Anyway, I’ve put off work on my yard art sculpture because I’ve been meditating on learning to let my body relax and not be in constant, bent-over pain while I’ve mulled over the interaction of feelings and desires — the general testosterone-driven sexual desire versus the specific feelings of love for a person who happens to be a woman.

I’ve never had a woman in my life who was my dance instructor, massage therapist and friend with whom I can be alone holding her in my arms or her driving her elbows into me while mentally working through a bunch of emotions and not let my physical desire get in the way.

I have to thank my years of a type of mental martial arts deflecting the desires of the flesh in order to explore thought patterns generated by actions in the moment, actions that include smelling scents, looking in eyes and measuring body closeness in realtime.

I’ve never loved a woman like Abi before.

I knew it was possible because I know who I am.

I knew it was possible because of the strength of my love for my wife, who is my friend first.
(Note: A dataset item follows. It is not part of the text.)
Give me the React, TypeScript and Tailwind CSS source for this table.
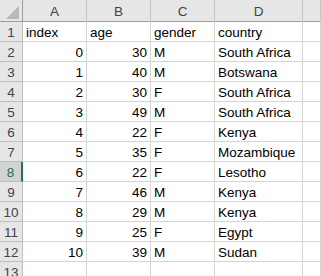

Have I written down everything that went through me as Abi worked on my body?

Maybe.  Maybe not.

She has more work to do, which I have to balance against my wife’s desire to, as she said earlier this evening, “return to our frugal ways,” which means she doesn’t want me spending money on massages and extra dance lessons.

Which means I have to challenge myself to generate more disposable income!

Which means I return to working on the robot and Web comic series about life on Mars that the other love of my life, Jenn, has inspired! [Thanks to Jenn’s husband, Gilley, for his understanding that my love for Jenn is not a threat to their relationship.]

Living the life of my characters

Over the past few days, I’ve puzzled over how to portray the actions of two characters who live on Mars — Shadowgrass and Voodoo Billie — who’ve fallen in love with each other, both for the first time.

I’ve felt how confused they are, how their regularly scheduled lives have been interrupted.

I need space in my thoughts to separate myself from them so I can look at their situation from a bird’s-eye view for a while.

Yet, tomorrow the University of Tennessee plays the University of Alabama in a classic fall battle between traditional powers, the house that Neyland’s built versus the house that Bear Bryant built.

Two words: Go Vols! We true fans are behind you all the way!!!!

Flashback Lyrics for the Day

Tin Man:

Sometimes late
When things are real
And the people share the gift of gab
Between themselves

Some are quick
To take the bait
And the catch the perfect prize
That waits among the shells

But Oz never did give nothing to the Tin Man
That he didn’t, didn’t already have
And Cause never was the reason for the evening
Or the tropic of Sir Galahad

So please
Believe in me
When I say I’m spinning round, round, round, round
Smoke glass stain’d bright colors
Image going down, down, down, down
Soapsud green like bubbles

Oz never did give nothing to the Tin Man
That he didn’t, didn’t already have
And Cause never was the reason for the evening
Or the tropic of Sir Galahad

So please
Believe in me
When I say I’m spinning round, round, round, round
Smoke glass stain’d bright colors
Image going down, down, down, down
Soapsud green like bubbles

No, Oz never did give nothing to the Tin Man
That he didn’t, didn’t already have
And Cause never was the reason for the evening
Or the tropic of Sir Galahad

So please believe in me

Interesting phenomenon

Do you ever go back and read what you’ve written?

I often do and notice a trend — my writing is poorest when I am in the midst of inflating my sense of self, as if I believe my writing is best when I’m writing about myself because if I am the greatest person who ever existed, everything about me must be, too.


Observing the self as other is another fun exercise in being alive with plenty of time for self-reflection.